With huge range of both virtual and physical store options to choose from, shoppers these days are a clever but picky bunch when it comes to spending their money. So, if a retailer can’t afford the luxury of a fancy loyalty programme, a reward scheme, or a big customer experience push, how can they make sure it’s spent with them?
Here’s a few quick truths: one, customers who have a good experience are likely to come back. Two, customers who come back are more profitable than brand new customers. And three, customers who have a bad experience are likely never to come back, and, in all probability, will tell others about it.
So, it follows that driving repeat custom and building long-term profitable relationships has to come through understanding just what qualifies as a “good experience”. And knowing that must come from knowing what the customer likes and doesn’t like – because it’s their experience we’re talking about.
Listening to customers, and therefore knowing what makes them tick, smile AND spend money, is the bedrock of any good retail business, no matter what the environment or other factors affecting them. Many independent booksellers across the UK are an example of this – in the face of Amazon, the e-book and the big retail chains, many have survived and even grown by honing in on what their customer really want. Like coffee; or chances to meet the author; or free wi-fi; or even just comfortable chairs and a bit of a chat.
It sounds simple, and really it is: listening to the “voice of the customer” isn’t rocket science, it’s just plain good business sense. But when you have more than just a few customers, or you’re spread across more than one store or channel, is it actually something you can do? Without all those loyalty and incentive programmes, is it actually possible for a business to really listen to that customer voice, and work out what it’s saying?
Yes, it is. Although it’s not always as easy as it should be. The bulk of the many systems and solutions available to help retailers have a key failing – that is, they can’t capture feedback ‘in the moment’. That means they tend to either only apply to a very small proportion of customers, or the feedback they capture comes 24, 48 or even more hours after the happy (or not) event took place. That means a pretty big drop in accuracy. Which is a shame, because capturing large volumes of data at the point of sale can throw up some interesting stuff.
For example, here’s a few interesting things that we’ve discovered, from the nearly four million ratings we’ve captured to date:
• Yes, happier customers do really spend more when they hit the checkout. Around 12% more, on average – which is quite a lot over the course of a day…
• ..and the day does matter, because on the busy days, customers are on average a lot less happy with their experience. Showing that volume of people through the day is actually often less important than the quality of the time they spend with you.
• Volume also matters. If you only ever get just a couple of points of feedback from customers, it leaves you little to work with. A bigger picture is a better picture.

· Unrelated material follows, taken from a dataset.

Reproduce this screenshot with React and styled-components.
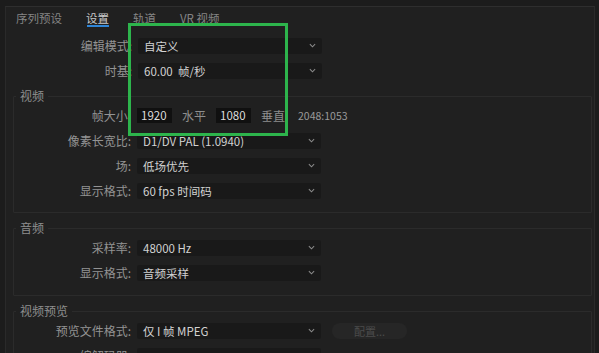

• ‘Experience’ is a big word, and it covers a whole lot of different elements that have to work together. Service, atmosphere, pricing, products – all of these have an impact on how a customer views a business, and how they decide to spend their money. We’ve discovered that the mix changes significantly by sector, by geography, by time of day and much, much more – showing how it’s really important to take that ‘listening’ point seriously.
• The devil is in the detail. Take this quick example with a big Australian retailer we work with. They discovered that their ratings score, and their revenue, was low in a recently opened store, despite the attention spent on launching it. When they dug into the data, they saw low scores for product range – even though they’d just stocked all their latest products. So, they quickly changed their store layout and promotional signage, and hey presto! Their average spend per customer transaction went up by around 10 percent. By quickly getting into the data and focusing on critical areas, they were able to turn around performance within a matter of days.
Simply put, getting mass, representative feedback at the point of payment enables a business to discover a lot about itself and help to build a great fan base. The volume of data allows them to come to quick, timely conclusions, and the accuracy of the data means that good decision making can follow straight after. Tying spend, sentiment, products and services together into a complete picture means that any retailer, of any size, can quickly identify focus areas where changes or improvements can make the most impact. In a world of tight margins and small gains, that’s really exciting.
Until recently, capturing anything other than card details at the point of payment was virtually impossible, and real (and that’s debateable) customer feedback has been largely an online phenomenon. But the retail world is changing, and innovating. As in many other industries, technology that was created simply for one thing can now be enhanced to do another. In this case, what was once designed simply to take a payment can now capture an opinion and build a relationship.
For many retailers, the point of purchase is the beating heart of their business. By giving it a pair of ears, we can also make it the brain.